Happy Memorial Day. Today, the Antiplanner feels a need to mourn common sense, which seems to have died a few decades ago. In place of common sense, we have plans that amount to little more than fantasies, rent-seeking special interest groups, and an environmental movement ready to defend any amount of subsidies to corporations that claim to be green.

One example of the death of common sense is the stubborn insistence on the part of planning advocates that restricting the supply of land for housing doesn’t increase home prices; that growing prices in regions with restricted supply are solely due to demand. This has most recently been challenged by economist Thomas Sowell and The Economist magazine, but I doubt they changed any minds.

Another example of the death of common sense is the eagerness of public officials to spend phenomenal amounts of money building transit systems that will carry very few people.

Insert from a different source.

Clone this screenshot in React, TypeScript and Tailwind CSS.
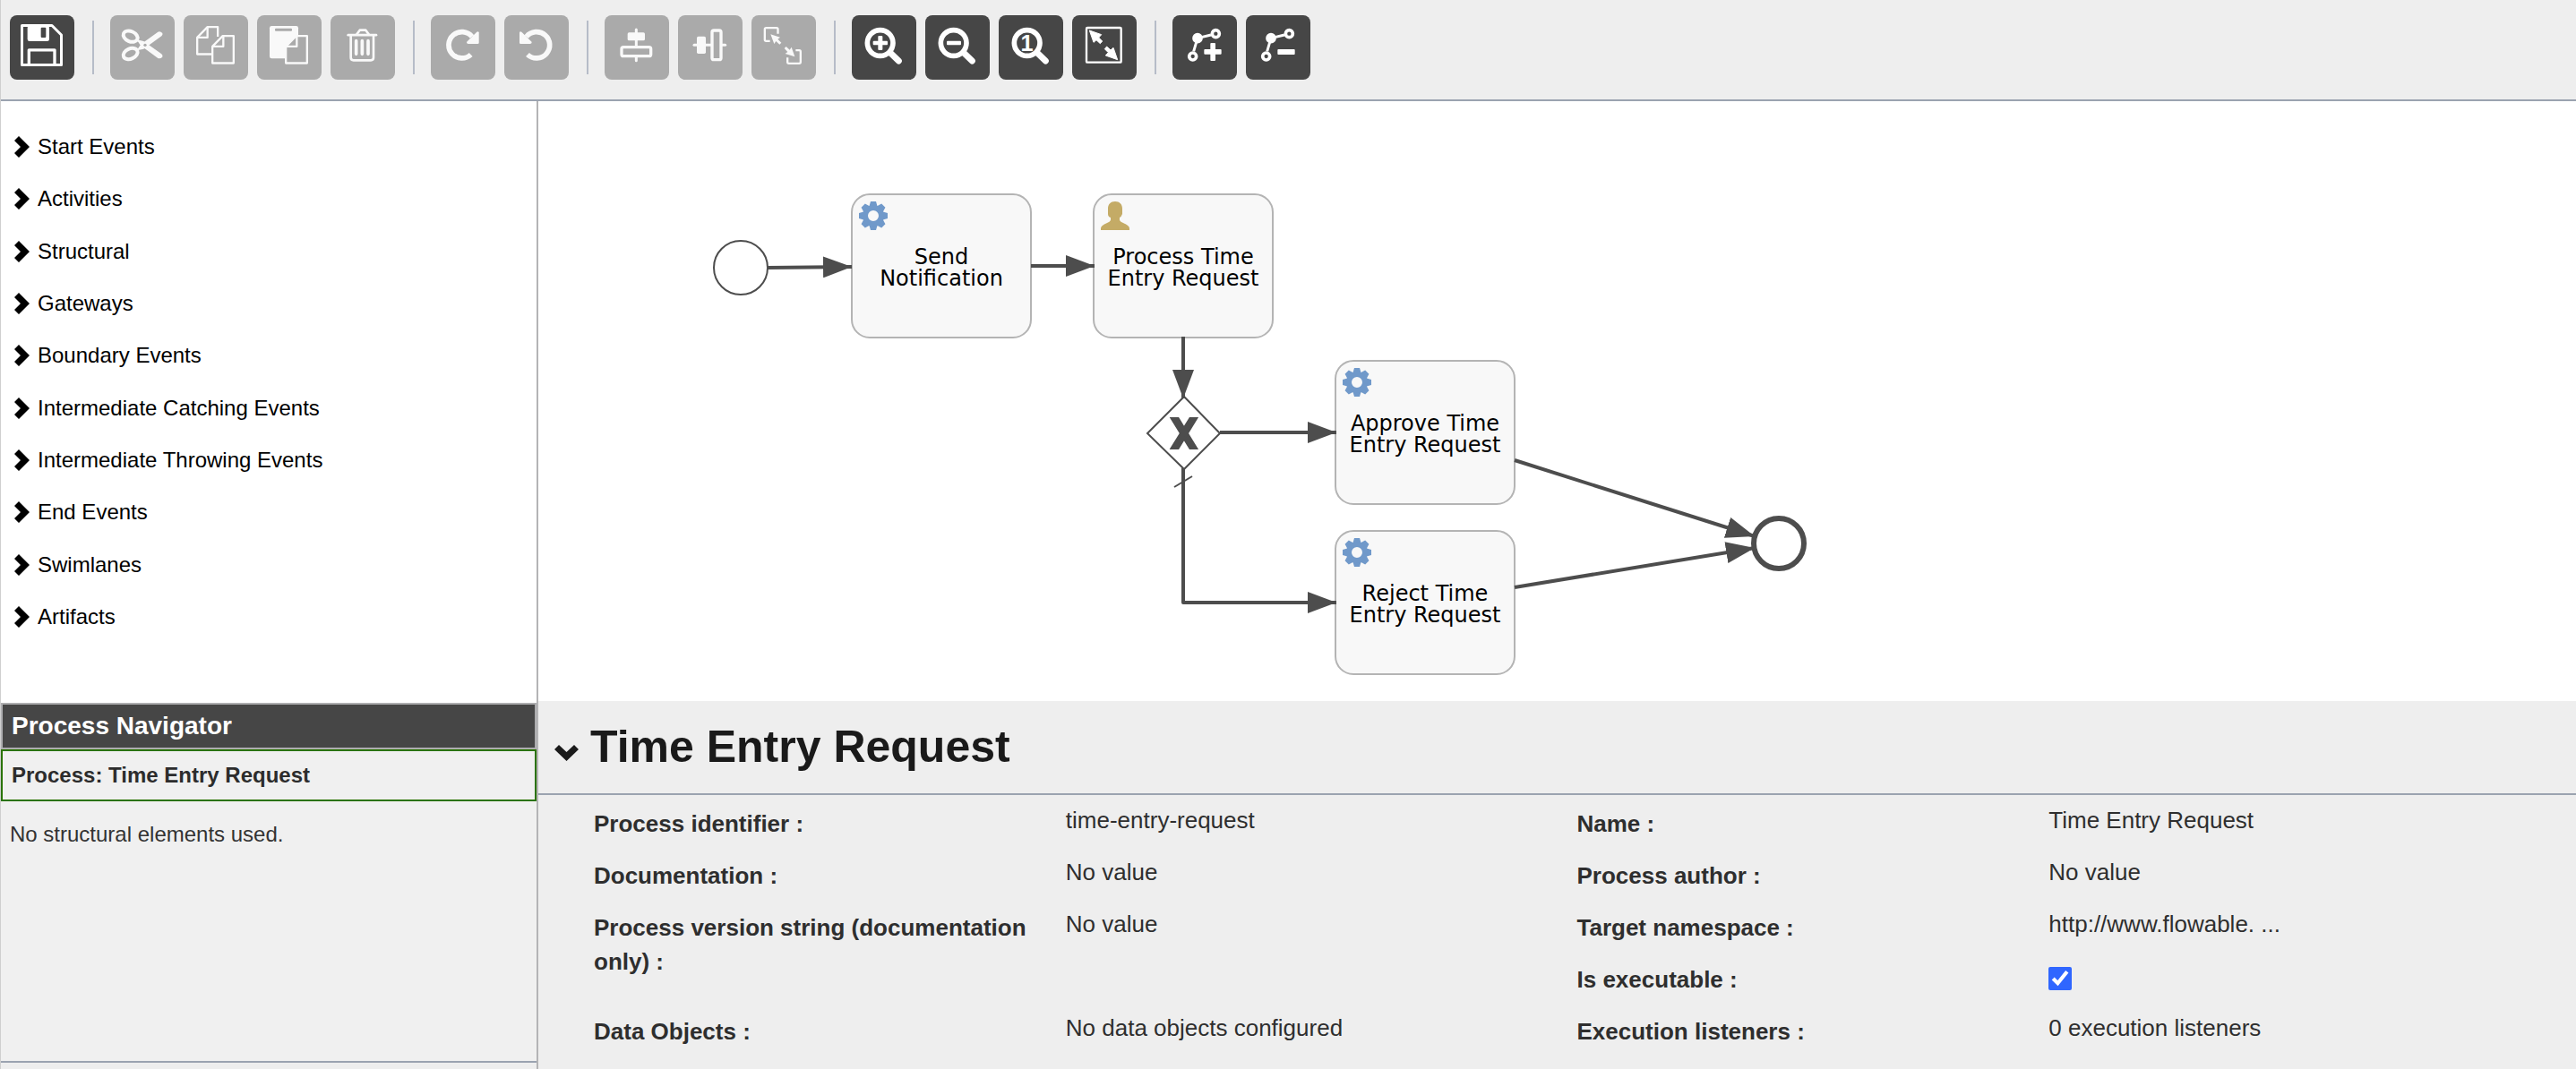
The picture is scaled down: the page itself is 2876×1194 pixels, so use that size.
import type { ReactNode } from "react";

const DARK = "#464646";
const GREY = "#aaaaaa";
const INK = "#4d4d4d";

/* ---------- toolbar icons, drawn on a 216 unit grid ---------- */

const DOC = "M96.5 104.5 L131 69.5 H167.5 V160.5 H96.5 Z";

const ARROW = "M58 51 L98 65 L89 75 L101 87 L94 95 L81 83 L72 91 Z";

function Scissors() {
  return (
    <>
      <g fill="none" stroke="currentColor" strokeWidth="12">
        <ellipse cx="68" cy="71" rx="25" ry="17" transform="rotate(24 68 71)" />
        <ellipse cx="68" cy="129" rx="25" ry="17" transform="rotate(-24 68 129)" />
      </g>
      <path d="M90 84 L112 91 L160 56 Q168 53 175 60 Q177 66 172 70 L112 113 L90 118 L102 101 Z" />
      <path d="M90 116 L112 109 L160 144 Q168 147 175 140 Q177 134 172 130 L112 87 L90 82 L102 99 Z" />
      <circle cx="117" cy="100" r="5" fill={GREY} />
    </>
  );
}

function Turn() {
  return (
    <>
      <path d="M138 72 A44 44 0 1 0 134 132" fill="none" stroke="currentColor" strokeWidth="17" />
      <path d="M161 58 V92 Q161 96 157 96 H125 Q117 94 122 88 L154 56 Q159 52 161 58 Z" />
    </>
  );
}

function Lens({ children }: { children: ReactNode }) {
  return (
    <>
      <circle cx="95" cy="93" r="43" fill="none" stroke="currentColor" strokeWidth="17" />
      <path d="M129 126 L157 153" stroke="currentColor" strokeWidth="21" strokeLinecap="round" />
      {children}
    </>
  );
}

function Bend() {
  return (
    <g stroke="currentColor" strokeWidth="11" fill="none">
      <path d="M129 66 L84 77 L71 121" strokeWidth="9" />
      <circle cx="84" cy="77" r="12" fill="currentColor" />
      <circle cx="145" cy="62" r="12" />
      <circle cx="68" cy="138" r="12" />
    </g>
  );
}

type Tool = { label: string; dark?: boolean; icon: ReactNode };

const toolGroups: Tool[][] = [
  [
    {
      label: "Save",
      dark: true,
      icon: (
        <>
          <path d="M40.5 34.5 H141 L172.5 66 V166.5 H40.5 Z" fill="none" stroke="currentColor" strokeWidth="9" strokeLinejoin="round" />
          <rect x="59" y="35" width="73" height="52" rx="7" />
          <rect x="104" y="41" width="17" height="34" rx="3" fill={DARK} />
          <path d="M64 166 V116.5 H150 V166" fill="none" stroke="currentColor" strokeWidth="10" strokeLinejoin="round" />
        </>
      ),
    },
  ],
  [
    { label: "Cut", icon: <Scissors /> },
    {
      label: "Copy",
      icon: (
        <g fill="none" stroke="currentColor" strokeWidth="7" strokeLinejoin="round">
          <path d="M96 130.5 H45.5 V74.5 L80 39.5 H114.5 V72" />
          <path d="M45.5 74.5 H80 V39.5" />
          <path d={DOC} />
          <path d="M96.5 104.5 H133 V69.5" />
        </g>
      ),
    },
    {
      label: "Paste",
      icon: (
        <>
          <rect x="42" y="36" width="96" height="109" rx="7" />
          <rect x="60" y="44" width="57" height="9" rx="3" fill={GREY} />
          <g stroke="currentColor" strokeWidth="7" strokeLinejoin="round" fill={GREY}>
            <path d={DOC} />
            <path d="M96.5 104.5 H133 V69.5" fill="none" />
          </g>
        </>
      ),
    },
    {
      label: "Delete",
      icon: (
        <g fill="none" stroke="currentColor" strokeWidth="8" strokeLinecap="round" strokeLinejoin="round">
          <path d="M59 66.5 H153" />
          <path d="M88 64 L98 50 H118 L128 64" />
          <path d="M68 70 V142 Q68 151 77 151 H135 Q144 151 144 142 V70" />
          <path d="M86 86 V130 M106 86 V130 M126 86 V130" strokeWidth="11" />
        </g>
      ),
    },
  ],
  [
    { label: "Redo", icon: <Turn /> },
    {
      label: "Undo",
      icon: (
        <g transform="translate(212 0) scale(-1 1)">
          <Turn />
        </g>
      ),
    },
  ],
  [
    {
      label: "Align vertical",
      icon: (
        <>
          <path d="M106 48 V152" stroke="currentColor" strokeWidth="9" strokeLinecap="round" />
          <rect x="77" y="58" width="58" height="27" rx="5" />
          <rect x="57" y="107" width="98" height="30" rx="6" fill={GREY} stroke="currentColor" strokeWidth="10" />
        </>
      ),
    },
    {
      label: "Align horizontal",
      icon: (
        <>
          <path d="M54 100 H158" stroke="currentColor" strokeWidth="9" strokeLinecap="round" />
          <rect x="63" y="71" width="30" height="58" rx="5" />
          <rect x="114" y="51" width="30" height="98" rx="6" fill={GREY} stroke="currentColor" strokeWidth="10" />
        </>
      ),
    },
    {
      label: "Same size",
      icon: (
        <>
          <g fill="none" stroke="currentColor" strokeWidth="7">
            <path d="M62 86.5 H49 Q44.5 86.5 44.5 82 V47 Q44.5 42.5 49 42.5 H84 Q88.5 42.5 88.5 47 V62" />
            <path d="M148 117.5 H160 Q164.5 117.5 164.5 122 V157 Q164.5 161.5 160 161.5 H125 Q120.5 161.5 120.5 157 V142" />
          </g>
          <path d="M64 64 L96 74 L88 80 L100 92 L94 98 L82 87 L76 96 Z" />
          <path d="M145 139 L113 129 L121 123 L110 111 L116 105 L128 116 L134 107 Z" />
        </>
      ),
    },
  ],
  [
    {
      label: "Zoom in",
      dark: true,
      icon: (
        <Lens>
          <rect x="71" y="86" width="49" height="14" rx="3" />
          <rect x="88" y="69" width="15" height="48" rx="3" />
        </Lens>
      ),
    },
    {
      label: "Zoom out",
      dark: true,
      icon: (
        <Lens>
          <rect x="72" y="86" width="48" height="14" rx="3" />
        </Lens>
      ),
    },
    {
      label: "Zoom to actual size",
      dark: true,
      icon: (
        <Lens>
          <text x="95" y="120" textAnchor="middle" fontSize="76" fontWeight="700">
            1
          </text>
        </Lens>
      ),
    },
    {
      label: "Zoom to fit",
      dark: true,
      icon: (
        <>
          <rect x="48" y="42" width="116" height="116" rx="3" fill="none" stroke="currentColor" strokeWidth="7" />
          <path d={ARROW} strokeLinejoin="round" stroke="currentColor" strokeWidth="3" />
          <path d={ARROW} transform="rotate(180 105 100)" strokeLinejoin="round" stroke="currentColor" strokeWidth="3" />
        </>
      ),
    },
  ],
  [
    {
      label: "Add bend point",
      dark: true,
      icon: (
        <>
          <Bend />
          <rect x="106" y="114" width="58" height="17" rx="3" />
          <rect x="127" y="93" width="17" height="60" rx="3" />
        </>
      ),
    },
    {
      label: "Remove bend point",
      dark: true,
      icon: (
        <>
          <Bend />
          <rect x="106" y="114" width="58" height="18" rx="3" />
        </>
      ),
    },
  ],
];

function Toolbar() {
  return (
    <header className="flex items-center border-b-2 border-[#9ba3b0] bg-[#eeeeee] pt-[17px] pb-[22px] pl-[10px]">
      {toolGroups.map((group, i) => (
        <div key={i} className="flex items-center">
          {i > 0 && <div className="mr-[18px] ml-5 h-[60px] w-0.5 bg-[#b6bcc8]" />}
          <div className="flex gap-[10px]">
            {group.map((tool) => (
              <button
                key={tool.label}
                type="button"
                aria-label={tool.label}
                disabled={!tool.dark}
                className={
                  tool.dark
                    ? "size-[72px] rounded-lg bg-[#464646] text-white"
                    : "size-[72px] rounded-lg bg-[#aaaaaa] text-[#f9f9f9]"
                }
              >
                <svg viewBox="0 0 216 216" className="size-full" fill="currentColor" aria-hidden="true">
                  {tool.icon}
                </svg>
              </button>
            ))}
          </div>
        </div>
      ))}
    </header>
  );
}

/* ---------- sidebar ---------- */

const palette = [
  "Start Events",
  "Activities",
  "Structural",
  "Gateways",
  "Boundary Events",
  "Intermediate Catching Events",
  "Intermediate Throwing Events",
  "End Events",
  "Swimlanes",
  "Artifacts",
];

function Sidebar() {
  return (
    <aside className="flex w-[600px] shrink-0 flex-col border-r-2 border-[#b4b4b6] bg-[#f0f0f0]">
      <nav className="h-[672px] bg-white pt-[22px]">
        <ul className="grid h-[583px] auto-rows-fr">
          {palette.map((name) => (
            <li key={name} className="flex">
              <button type="button" className="flex items-center gap-[9px] pl-[15px] text-[24px] text-black">
                <svg viewBox="0 0 17 24" className="h-6 w-[17px]" aria-hidden="true">
                  <path d="M5 0 L17 12 L5 24 L0 19 L7 12 L0 5 Z" />
                </svg>
                {name}
              </button>
            </li>
          ))}
        </ul>
      </nav>
      <h2 className="border-2 border-[#adadaf] bg-[#464646] px-[10px] text-[28px] leading-[48px] font-bold text-white">
        Process Navigator
      </h2>
      <button
        type="button"
        className="border-2 border-[#2a7300] px-[10px] text-left text-[24px] leading-[54px] font-bold text-[#2c2c2c]"
      >
        Process: Time Entry Request
      </button>
      <p className="flex-1 px-[10px] pt-[18px] text-[24px] leading-[38px] text-[#333333]">
        No structural elements used.
      </p>
      <div className="h-[9px] border-t-2 border-[#9ba3b0] bg-[#eeeeee]" />
    </aside>
  );
}

/* ---------- diagram ---------- */

const GEAR_TEETH = [0, 45, 90, 135, 180, 225, 270, 315];

function Gear() {
  return (
    <g fill="#7099ca">
      {GEAR_TEETH.map((angle) => (
        <path key={angle} d="M11 7 L13 0 H19 L21 7 Z" transform={`rotate(${angle} 16 16)`} />
      ))}
      <circle cx="16" cy="16" r="9" fill="none" stroke="#7099ca" strokeWidth="6" />
    </g>
  );
}

function Person() {
  return (
    <path
      fill="#c4ab66"
      d="M16 0 C21 0 24 3 24 8 V14 Q23 17 21 18 V21 Q22 23 25 24 Q32 27 32 30 V32 H0 V30 Q0 27 7 24 Q10 23 11 21 V18 Q8 17 8 14 V8 C8 3 11 0 16 0 Z"
    />
  );
}

function Task({ x, y, lines, user }: { x: number; y: number; lines: string[]; user?: boolean }) {
  return (
    <g transform={`translate(${x} ${y})`}>
      <rect x="1" y="1" width="200" height="160" rx="20" fill="#f8f8f8" stroke="#b4b4b4" strokeWidth="2" />
      <g transform="translate(9 9)">{user ? <Person /> : <Gear />}</g>
      <text textAnchor="middle" fontSize="24" fill="#000000">
        {lines.map((line, i) => (
          <tspan key={line} x="101" y={79 + i * 24}>
            {line}
          </tspan>
        ))}
      </text>
    </g>
  );
}

function Diagram() {
  return (
    <div className="h-[670px] overflow-hidden bg-white">
      <svg
        viewBox="601 113 1475 670"
        className="h-[670px] w-[1475px] font-['Verdana','DejaVu_Sans',sans-serif]"
        role="img"
        aria-label="Time Entry Request process"
      >
        <defs>
          <marker id="head" markerUnits="userSpaceOnUse" markerWidth="32" markerHeight="24" refX="32" refY="12" orient="auto">
            <path d="M0 0 L32 12 L0 24 Z" fill={INK} />
          </marker>
        </defs>
        <Task x={950} y={216} lines={["Send", "Notification"]} />
        <Task x={1220} y={216} lines={["Process Time", "Entry Request"]} user />
        <Task x={1490} y={402} lines={["Approve Time", "Entry Request"]} />
        <Task x={1490} y={592} lines={["Reject Time", "Entry Request"]} />
        <path d="M1322 443 L1362 484 L1322 524 L1281 484 Z" fill="#ffffff" stroke={INK} strokeWidth="2" />
        <g fill={INK} stroke={INK} transform="translate(1290 452) scale(2)">
          <path d="M8.750 7.550 L12.750 7.550 L23.150 24.450 L19.250 24.450 Z" />
          <path d="M8.750 24.450 L19.250 7.550 L23.150 7.550 L12.750 24.450 Z" />
        </g>
        <g fill="none" stroke={INK} strokeWidth="4" strokeLinejoin="round">
          <path d="M857 299 L951 298" markerEnd="url(#head)" />
          <path d="M1151 297 H1222" markerEnd="url(#head)" />
          <path d="M1321 376 V445" markerEnd="url(#head)" />
          <path d="M1362 483 H1492" markerEnd="url(#head)" />
          <path d="M1321 523 V673 H1492" markerEnd="url(#head)" />
          <path d="M1691 514 L1959 599" markerEnd="url(#head)" />
          <path d="M1691 656 L1959 612" markerEnd="url(#head)" />
          <path d="M1311 544 L1331 532" strokeWidth="2" />
        </g>
        <circle cx="827" cy="299" r="30" fill="#ffffff" stroke={INK} strokeWidth="2" />
        <circle cx="1986" cy="607" r="28" fill="#ffffff" stroke={INK} strokeWidth="6" />
      </svg>
    </div>
  );
}

/* ---------- properties ---------- */

type Property = { label: string; value?: string; place: string };

const properties: Property[] = [
  { label: "Process identifier :", value: "time-entry-request", place: "col-start-1 row-start-1" },
  { label: "Name :", value: "Time Entry Request", place: "col-start-2 row-start-1" },
  { label: "Documentation :", value: "No value", place: "col-start-1 row-start-2" },
  { label: "Process author :", value: "No value", place: "col-start-2 row-start-2" },
  {
    label: "Process version string (documentation only) :",
    value: "No value",
    place: "col-start-1 row-start-3 row-span-2",
  },
  { label: "Target namespace :", value: "http://www.flowable. ...", place: "col-start-2 row-start-3" },
  { label: "Is executable :", place: "col-start-2 row-start-4" },
  { label: "Data Objects :", value: "No data objects configured", place: "col-start-1 row-start-5" },
  { label: "Execution listeners :", value: "0 execution listeners", place: "col-start-2 row-start-5" },
];

function Properties() {
  return (
    <section className="flex-1 bg-[#eeeeee] text-[#2e2e2e]">
      <div className="border-b-2 border-[#9ba3b0]">
        <h1>
          <button
            type="button"
            className="flex h-[103px] items-center gap-[13px] pl-[18px] text-[50px] font-bold text-[#1a1a1a]"
          >
            <svg viewBox="0 0 27 18" className="mt-3 h-[18px] w-[27px]" fill="currentColor" aria-hidden="true">
              <path d="M5 0 L13.500 8 L22 0 L27 5 L13.500 18 L0 5 Z" />
            </svg>
            Time Entry Request
          </button>
        </h1>
      </div>
      <div className="grid auto-rows-[58px] grid-cols-2 pt-[9px] pr-[18px] pl-[62px] text-[26px] leading-[38px]">
        {properties.map((p) => (
          <div key={p.label} className={`flex ${p.place}`}>
            {p.value ? (
              <>
                <span className="w-[48%] pt-1 pr-10 font-bold">{p.label}</span>
                <span>{p.value}</span>
              </>
            ) : (
              <>
                <label htmlFor="executable" className="w-[48%] pt-1 font-bold">
                  {p.label}
                </label>
                <input id="executable" type="checkbox" defaultChecked className="mt-[9px] size-[26px] accent-[#2f66ff]" />
              </>
            )}
          </div>
        ))}
      </div>
    </section>
  );
}

export default function App() {
  return (
    <div className="flex min-h-screen flex-col border-l border-[#cfcfcf] bg-white font-['Liberation_Sans',Arial,sans-serif]">
      <Toolbar />
      <div className="flex flex-1">
        <Sidebar />
        <main className="flex min-w-0 flex-1 flex-col">
          <Diagram />
          <Properties />
        </main>
      </div>
    </div>
  );
}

Houston, for example, has so far spent $587 million on a 3.3-mile light-rail line, which reporters say equals $3,000 an inch–and the line isn’t even yet complete. The first modern light-rail line in America, San Diego’s Blue line (sometimes called the Tijuana Trolley), cost less than $10 million a mile in 1981, equal to about $17 million a mile today, and was of questionable value then. Yet Houston’s line, which costs ten times as much per mile, will be capable of carrying no more people than San Diego’s.